■ **Data block**
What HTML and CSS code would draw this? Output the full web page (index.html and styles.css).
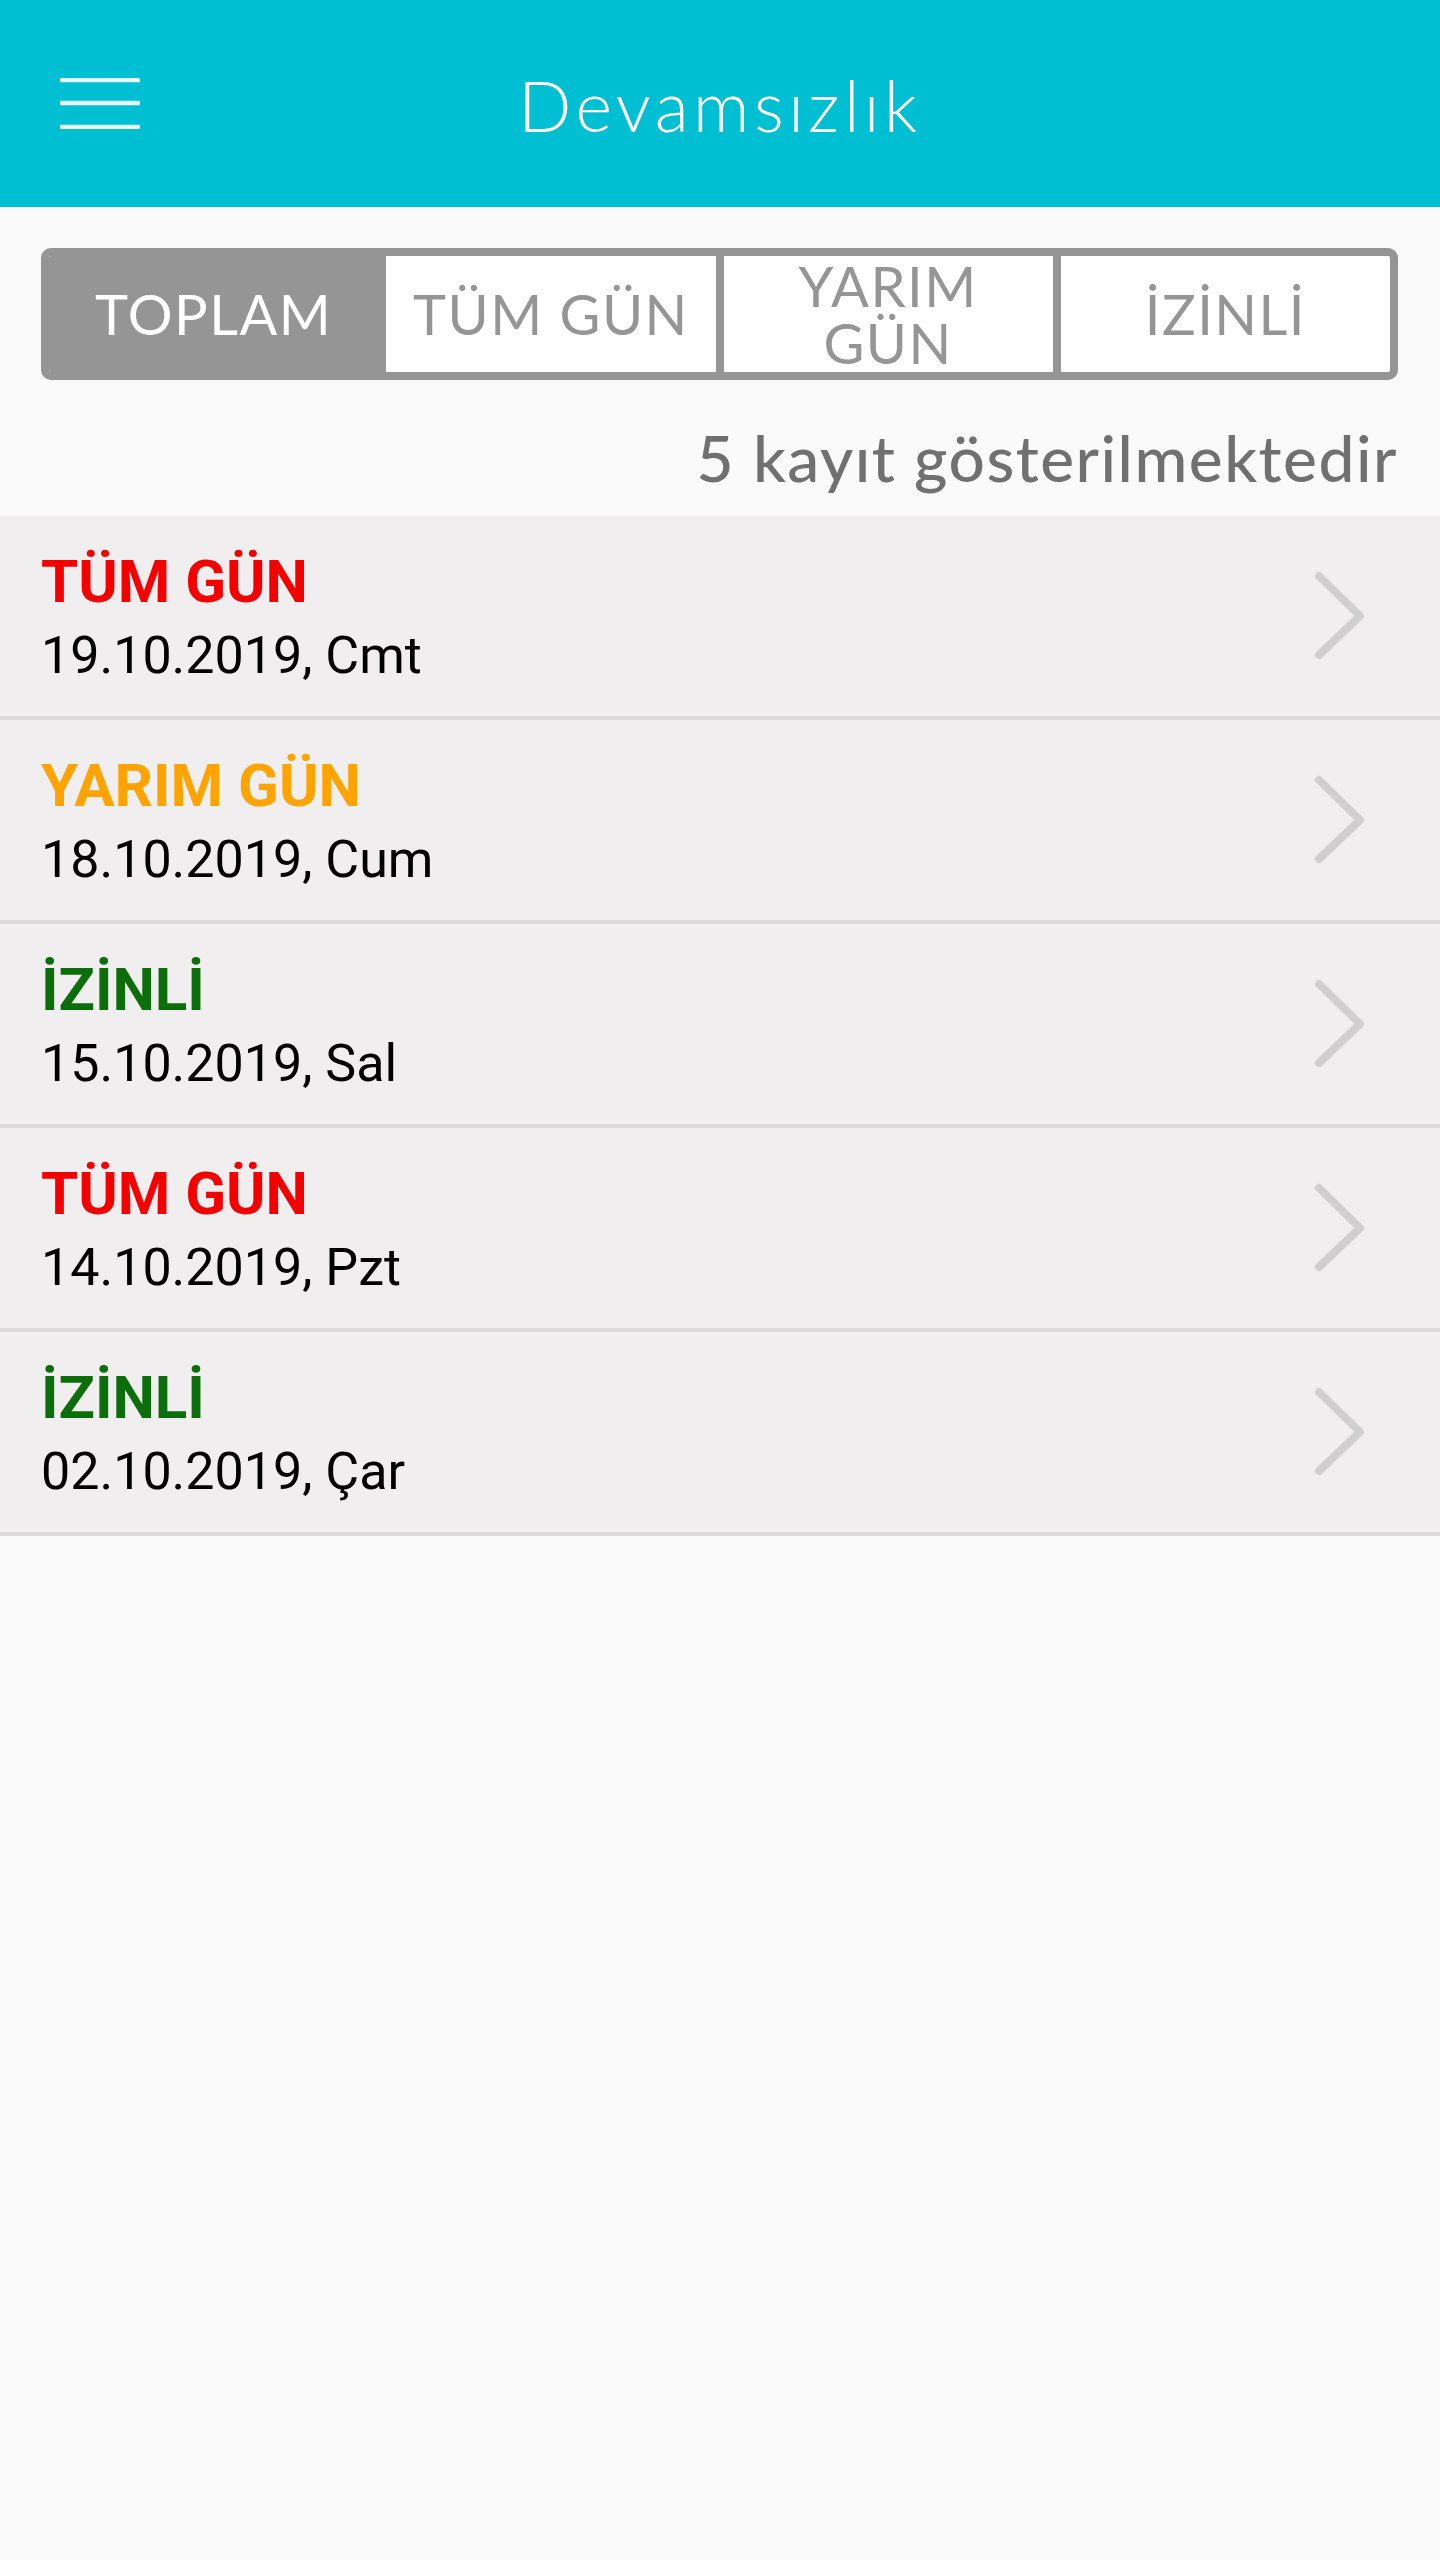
FILE: index.html
```html
<!DOCTYPE html>
<html lang="tr">
<head>
<meta charset="utf-8">
<title>Devamsızlık</title>
<link rel="stylesheet" href="styles.css">
</head>
<body>
<header class="topbar">
  <div class="menu">
    <svg width="80" height="51" viewBox="0 0 80 51"><g stroke="#e6f9fb" stroke-width="4.5"><line x1="0" y1="2" x2="80" y2="2"/><line x1="0" y1="25" x2="80" y2="25"/><line x1="0" y1="49" x2="80" y2="49"/></g></svg>
  </div>
  <h1 class="title">Devamsızlık</h1>
  <div class="spacer"></div>
</header>
<nav class="segments">
  <div class="seg active">TOPLAM</div>
  <div class="seg">TÜM GÜN</div>
  <div class="seg two">YARIM<br>GÜN</div>
  <div class="seg">İZİNLİ</div>
</nav>
<p class="count">5 kayıt gösterilmektedir</p>
<ul class="list">
  <li class="row"><div class="texts"><div class="kind full">TÜM GÜN</div><div class="date">19.10.2019, Cmt</div></div><svg class="chev" width="60" height="100" viewBox="0 0 60 100"><polyline points="10,10 51,50 10,89" fill="none" stroke="#cfcfcf" stroke-width="8" stroke-linecap="round" stroke-linejoin="round"/></svg></li>
  <li class="row"><div class="texts"><div class="kind half">YARIM GÜN</div><div class="date">18.10.2019, Cum</div></div><svg class="chev" width="60" height="100" viewBox="0 0 60 100"><polyline points="10,10 51,50 10,89" fill="none" stroke="#cfcfcf" stroke-width="8" stroke-linecap="round" stroke-linejoin="round"/></svg></li>
  <li class="row"><div class="texts"><div class="kind perm">İZİNLİ</div><div class="date">15.10.2019, Sal</div></div><svg class="chev" width="60" height="100" viewBox="0 0 60 100"><polyline points="10,10 51,50 10,89" fill="none" stroke="#cfcfcf" stroke-width="8" stroke-linecap="round" stroke-linejoin="round"/></svg></li>
  <li class="row"><div class="texts"><div class="kind full">TÜM GÜN</div><div class="date">14.10.2019, Pzt</div></div><svg class="chev" width="60" height="100" viewBox="0 0 60 100"><polyline points="10,10 51,50 10,89" fill="none" stroke="#cfcfcf" stroke-width="8" stroke-linecap="round" stroke-linejoin="round"/></svg></li>
  <li class="row"><div class="texts"><div class="kind perm">İZİNLİ</div><div class="date">02.10.2019, Çar</div></div><svg class="chev" width="60" height="100" viewBox="0 0 60 100"><polyline points="10,10 51,50 10,89" fill="none" stroke="#cfcfcf" stroke-width="8" stroke-linecap="round" stroke-linejoin="round"/></svg></li>
</ul>
</body>
</html>
```
FILE: styles.css
```css
html, body {
  margin: 0;
  padding: 0;
  background: #fafafa;
}
body {
  font-family: Lato, "Open Sans", sans-serif;
  min-height: 2560px;
}
.topbar {
  height: 207px;
  box-sizing: border-box;
  background: #00bfd3;
  display: grid;
  grid-template-columns: 1fr auto 1fr;
  align-items: center;
}
.menu {
  padding-left: 60px;
  display: flex;
  align-items: center;
}
.menu svg { display: block; }
.title {
  margin: 0;
  padding-top: 2px;
  font-weight: 300;
  font-size: 70px;
  line-height: 84px;
  color: #ffffff;
  letter-spacing: 4.5px;
}
.segments {
  margin: 41px 42px 0 41px;
  height: 132px;
  box-sizing: border-box;
  border: 8px solid #959595;
  border-radius: 10px;
  overflow: hidden;
  display: flex;
  background: #ffffff;
}
.seg {
  flex: 1 1 0;
  display: flex;
  align-items: center;
  justify-content: center;
  text-align: center;
  font-size: 56px;
  line-height: 56px;
  color: #959595;
  letter-spacing: 1.5px;
}
.seg.two { line-height: 57px; }
.seg + .seg { border-left: 8px solid #959595; }
.seg.active {
  background: #959595;
  color: #ffffff;
}
.count {
  margin: 40px 42px 20px 0;
  text-align: right;
  font-size: 64px;
  line-height: 76px;
  color: #707070;
  font-weight: 500;
  letter-spacing: 1.5px;
}
.list {
  list-style: none;
  margin: 0;
  padding: 0;
}
.row {
  height: 200px;
  border-bottom: 4px solid #dcdcdc;
  background: #f0eeef;
  display: flex;
  align-items: center;
  padding: 0 71px 0 41px;
}
.texts {
  flex: 1;
  align-self: flex-start;
  padding-top: 30px;
  font-family: Roboto, "Liberation Sans", sans-serif;
}
.kind {
  font-size: 60px;
  line-height: 71px;
  font-weight: 700;
}
.kind.full { color: #f50000; }
.kind.half { color: #ffa300; }
.kind.perm { color: #0b6e0b; }
.date {
  margin-top: 9px;
  font-size: 52px;
  line-height: 60px;
  color: #000000;
}
.chev { display: block; flex: none; }
```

■ **Aim**
Without the pictures, write out the whole listing above exactly as it appears.

■ **Right answer**
What HTML and CSS code would draw this? Output the full web page (index.html and styles.css).
FILE: index.html
```html
<!DOCTYPE html>
<html lang="tr">
<head>
<meta charset="utf-8">
<title>Devamsızlık</title>
<link rel="stylesheet" href="styles.css">
</head>
<body>
<header class="topbar">
  <div class="menu">
    <svg width="80" height="51" viewBox="0 0 80 51"><g stroke="#e6f9fb" stroke-width="4.5"><line x1="0" y1="2" x2="80" y2="2"/><line x1="0" y1="25" x2="80" y2="25"/><line x1="0" y1="49" x2="80" y2="49"/></g></svg>
  </div>
  <h1 class="title">Devamsızlık</h1>
  <div class="spacer"></div>
</header>
<nav class="segments">
  <div class="seg active">TOPLAM</div>
  <div class="seg">TÜM GÜN</div>
  <div class="seg two">YARIM<br>GÜN</div>
  <div class="seg">İZİNLİ</div>
</nav>
<p class="count">5 kayıt gösterilmektedir</p>
<ul class="list">
  <li class="row"><div class="texts"><div class="kind full">TÜM GÜN</div><div class="date">19.10.2019, Cmt</div></div><svg class="chev" width="60" height="100" viewBox="0 0 60 100"><polyline points="10,10 51,50 10,89" fill="none" stroke="#cfcfcf" stroke-width="8" stroke-linecap="round" stroke-linejoin="round"/></svg></li>
  <li class="row"><div class="texts"><div class="kind half">YARIM GÜN</div><div class="date">18.10.2019, Cum</div></div><svg class="chev" width="60" height="100" viewBox="0 0 60 100"><polyline points="10,10 51,50 10,89" fill="none" stroke="#cfcfcf" stroke-width="8" stroke-linecap="round" stroke-linejoin="round"/></svg></li>
  <li class="row"><div class="texts"><div class="kind perm">İZİNLİ</div><div class="date">15.10.2019, Sal</div></div><svg class="chev" width="60" height="100" viewBox="0 0 60 100"><polyline points="10,10 51,50 10,89" fill="none" stroke="#cfcfcf" stroke-width="8" stroke-linecap="round" stroke-linejoin="round"/></svg></li>
  <li class="row"><div class="texts"><div class="kind full">TÜM GÜN</div><div class="date">14.10.2019, Pzt</div></div><svg class="chev" width="60" height="100" viewBox="0 0 60 100"><polyline points="10,10 51,50 10,89" fill="none" stroke="#cfcfcf" stroke-width="8" stroke-linecap="round" stroke-linejoin="round"/></svg></li>
  <li class="row"><div class="texts"><div class="kind perm">İZİNLİ</div><div class="date">02.10.2019, Çar</div></div><svg class="chev" width="60" height="100" viewBox="0 0 60 100"><polyline points="10,10 51,50 10,89" fill="none" stroke="#cfcfcf" stroke-width="8" stroke-linecap="round" stroke-linejoin="round"/></svg></li>
</ul>
</body>
</html>
```
FILE: styles.css
```css
html, body {
  margin: 0;
  padding: 0;
  background: #fafafa;
}
body {
  font-family: Lato, "Open Sans", sans-serif;
  min-height: 2560px;
}
.topbar {
  height: 207px;
  box-sizing: border-box;
  background: #00bfd3;
  display: grid;
  grid-template-columns: 1fr auto 1fr;
  align-items: center;
}
.menu {
  padding-left: 60px;
  display: flex;
  align-items: center;
}
.menu svg { display: block; }
.title {
  margin: 0;
  padding-top: 2px;
  font-weight: 300;
  font-size: 70px;
  line-height: 84px;
  color: #ffffff;
  letter-spacing: 4.5px;
}
.segments {
  margin: 41px 42px 0 41px;
  height: 132px;
  box-sizing: border-box;
  border: 8px solid #959595;
  border-radius: 10px;
  overflow: hidden;
  display: flex;
  background: #ffffff;
}
.seg {
  flex: 1 1 0;
  display: flex;
  align-items: center;
  justify-content: center;
  text-align: center;
  font-size: 56px;
  line-height: 56px;
  color: #959595;
  letter-spacing: 1.5px;
}
.seg.two { line-height: 57px; }
.seg + .seg { border-left: 8px solid #959595; }
.seg.active {
  background: #959595;
  color: #ffffff;
}
.count {
  margin: 40px 42px 20px 0;
  text-align: right;
  font-size: 64px;
  line-height: 76px;
  color: #707070;
  font-weight: 500;
  letter-spacing: 1.5px;
}
.list {
  list-style: none;
  margin: 0;
  padding: 0;
}
.row {
  height: 200px;
  border-bottom: 4px solid #dcdcdc;
  background: #f0eeef;
  display: flex;
  align-items: center;
  padding: 0 71px 0 41px;
}
.texts {
  flex: 1;
  align-self: flex-start;
  padding-top: 30px;
  font-family: Roboto, "Liberation Sans", sans-serif;
}
.kind {
  font-size: 60px;
  line-height: 71px;
  font-weight: 700;
}
.kind.full { color: #f50000; }
.kind.half { color: #ffa300; }
.kind.perm { color: #0b6e0b; }
.date {
  margin-top: 9px;
  font-size: 52px;
  line-height: 60px;
  color: #000000;
}
.chev { display: block; flex: none; }
```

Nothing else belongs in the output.